Kaygan zeminler çok tehlikelidir. Doğru yolda gitmeyi istersiniz, ama kendinizi bir anda yerde bulursunuz. Böylesine kaygan zeminler kişisel ve toplumsal hayata da olabilir.
Kişisel ve toplumsal hayatta kaygan zemin argümanı son derecede basittir: Sakıncasız (A) uygulamasına izin verdiğinizde, kaçınılmaz bir şekilde istenilmeyen (B) uygulamasına yol açabilirsiniz.
Nasıl ki, bir domino taşı düşerken önündekine de çarparak onu devirir bir devrilme zemini başlatırsa, domino etkisiyle kişisel ve toplumsal hayatta bir dizi istenmeyen olay tetiklenecektir.

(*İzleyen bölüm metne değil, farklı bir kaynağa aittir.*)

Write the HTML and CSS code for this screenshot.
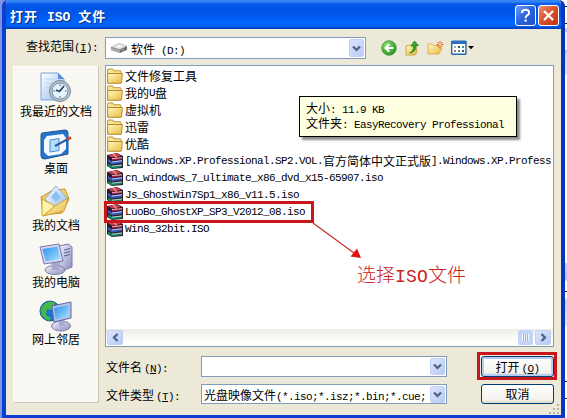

Şimdi kaygan zeminin yol açtığı bir dizi olumsuzluğa örnek vermek istiyorum;
1.Kurtarılma umudu olamayan hastalara ötenazi (kendini öldürme) izini verilirse, yaşlılar kendilerini suçlu hissedeceklerdir.
2.Annesi ve babası çocuklarının cinsiyetlerini seçmelerine izin verirlerse, zaman içerisinde anne ve babalar da çocuklarında istedikleri nitelikleri seçmeye başlayacaklardır.
3.Bazı uyuşturucular fazla etkili değiller diye yasallaştırılırlarsa, insanlar daha ağır uyuşturucuyu denemek isteyeceklerdir.
4.Saldıgan gençlere müsamaha gösterilirse, gençler arasında hırsızlık ve cinayetler artacaktır.
5.Kürtaj yeni döllenmiş bir ceninle, tam oluşmuş bir bebeğin farklı olduğuna dayanmalı mıdır, tartışılır.
Peki kaygan bir zeminde sınır nerede çizilmelidir? Aslında bir Arap hikayesinde cevap gizli gibi.
Bir deve dışarısı çok soğuk olduğundan dükkanında çalışan ustaya, “burnum üşüyor dükkâna sokabilir miyim?” demiş. Usta izin vermiş. Deve üşüdükçe önce başını, sonra da vücudunu dükkâna sokmuş. Yer zaten dar olduğundan bütün eşyalar birbirine girmiş ve usta dükkânda iş yapamaz ve deveye burnunu sokmasına izin verdiği için pişman olmuş.
Bir alman düşünürden okumuştum. Ahlaki kurallar en üst mertebede ortaya konur, ama insanlar zamanla bu kurallara uymazlar ve sistem çöker. Yeni denge aşağılarda bir yerde oluşur. Daha hafif yeni ahlaki kurallar konulur. Ama bu kurallara da zamanla insanlar uymazlar, sistem çöker. Yeni denge daha da aşağılarda oluşur ve esnetilmiş ahlaki kurallar konulur, o da çöker. Nihayetinde tüm ahlak sistemi çöker.
Yani söyleyeceğim o ki, kaygan zeminlerde fazla dolaşılmamalı.